Dr. David Hopwood, Senior Publisher

Title: Reusable and Cleanable Mass-Manufactured Microdroplet Generators

Authors: Wyatt Fessler,± Liza R. White,± Sandro Zier, Juan L. Aragones, Laura R. Arriaga, and Caitlin Howell*

(±Contributed equally to this work, *Corresponding author)

Dear Dr. Hopwood,

We thank you for your invitation to submit our manuscript, “Reusable and Cleanable Mass-Manufactured Microdroplet Generators,” to Cambridge Materials: Circularity.

In this work, we present a microdroplet generation platform specifically designed to address material waste and short device lifetimes that commonly arise in microfluidic systems that rely on micron-scale channels. By integrating mass-manufactured microchannel networks into a reusable, mechanically compressed housing, the system is designed for rapid disassembly, cleaning, and reuse, enabling component-level replacement rather than full device disposal. This housing applies design principles to microfluidic materials and devices by prioritizing reuse, modular repair, and extended operational lifetime alongside reliable performance.

A key contribution of the study is the demonstration of recoverability after fouling events that would typically necessitate device replacement. High-fouling agar systems are used as a stringent stress test to show that channel blockage and material solidification do not require disposal of the device, but instead allow functionality to be restored through cleaning and reuse.

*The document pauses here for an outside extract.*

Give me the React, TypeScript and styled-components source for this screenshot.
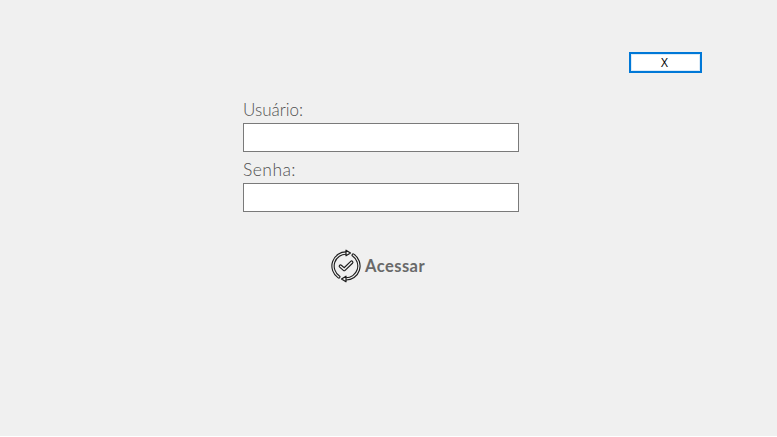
import React from "react";
import styled, { createGlobalStyle } from "styled-components";

const GlobalStyle = createGlobalStyle`
  * { box-sizing: border-box; }
  body { margin: 0; background: #fff; }
`;

const Screen = styled.main`
  display: flex;
  flex-direction: column;
  height: 436px;
  overflow: hidden;
  background: #f0f0f0;
  font-family: Lato, "Open Sans", sans-serif;
  color: #696969;
`;

const TopBar = styled.header`
  display: flex;
  justify-content: flex-end;
  padding: 52px 75px 0 0;
`;

const CloseButton = styled.button`
  width: 73px;
  height: 21px;
  padding: 0 2px 0 0;
  border: 2px solid #0078d7;
  box-shadow: inset 0 0 0 1px #dcebf7;
  background: #fff;
  color: #000;
  font: 12px/16px "Open Sans", sans-serif;
`;

const LoginForm = styled.form`
  display: flex;
  flex-direction: column;
  width: 276px;
  margin: 27px 0 0 243px;
`;

const Label = styled.label<{ $size: string; $spacing: string }>`
  height: 23px;
  font-size: ${(p) => p.$size};
  line-height: 20px;
  font-weight: 300;
  color: #505050;
  letter-spacing: ${(p) => p.$spacing};
`;

const Field = styled.input`
  width: 276px;
  height: 29px;
  margin-bottom: 8px;
  padding: 0 5px;
  border: 1px solid #7a7a7a;
  border-radius: 0;
  outline: none;
  background: #fff;
  font: 17px Lato, sans-serif;
`;

const SubmitButton = styled.button`
  display: flex;
  align-items: center;
  gap: 3px;
  height: 36px;
  margin: 28px 0 0 87px;
  padding: 0;
  border: 0;
  background: transparent;
  color: #696969;
  font: 700 16.5px/20px Lato, sans-serif;
  letter-spacing: 0.45px;
`;

const CycleIcon = () => (
  <svg width="32" height="36" viewBox="0 0 32 36" fill="none" strokeLinejoin="round" strokeLinecap="round">
    <g stroke="#1c1c1c" strokeWidth="3.4">
      <path d="M8.8 28.9A12.9 13 0 0 1 16.8 5.1" />
      <path d="M23.2 7.1A12.9 13 0 0 1 15.6 30.9" />
    </g>
    <g stroke="#f0f0f0" strokeWidth="1.2">
      <path d="M8.8 28.9A12.9 13 0 0 1 16.8 5.1" />
      <path d="M23.2 7.1A12.9 13 0 0 1 15.6 30.9" />
    </g>
    <g fill="#f0f0f0" stroke="#1c1c1c" strokeWidth="1.2">
      <path d="M16 2.2L20.5 5L16 7.8Z" />
      <path d="M16 28.2L11.5 31L16 33.8Z" />
    </g>
    <path d="M10.5 18.2L14.2 21.4L21.6 14.3" stroke="#1c1c1c" strokeWidth="3.7" />
    <path d="M10.5 18.2L14.2 21.4L21.6 14.3" stroke="#f0f0f0" strokeWidth="1.4" />
  </svg>
);

export default function App() {
  return (
    <>
      <GlobalStyle />
      <Screen>
        <TopBar>
          <CloseButton type="button">X</CloseButton>
        </TopBar>
        <LoginForm onSubmit={(e) => e.preventDefault()}>
          <Label htmlFor="usuario" $size="17px" $spacing="0px">Usuário:</Label>
          <Field id="usuario" />
          <Label htmlFor="senha" $size="17.5px" $spacing="0.45px">Senha:</Label>
          <Field id="senha" type="password" />
          <SubmitButton type="submit">
            <CycleIcon />
            Acessar
          </SubmitButton>
        </LoginForm>
      </Screen>
    </>
  );
}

In addition, throughput is increased by vertically stacking channel networks within a single, reusable housing, improving output per unit of material without increasing the system footprint.

.

The microchannel networks are fabricated using mass-manufactured paper-coating techniques rather than cleanroom-based processes, further reducing material waste during device fabrication and enabling scalable, resource-efficient production.

We believe this work aligns closely with the scope of Cambridge Materials: Circularity by demonstrating how materials selection, manufacturing approach, and modular design can collectively reduce waste, extend device lifetime, and enable more responsible experimental workflows. Thank you for your time and consideration.

Sincerely,

Caitlin Howell, Ph.D.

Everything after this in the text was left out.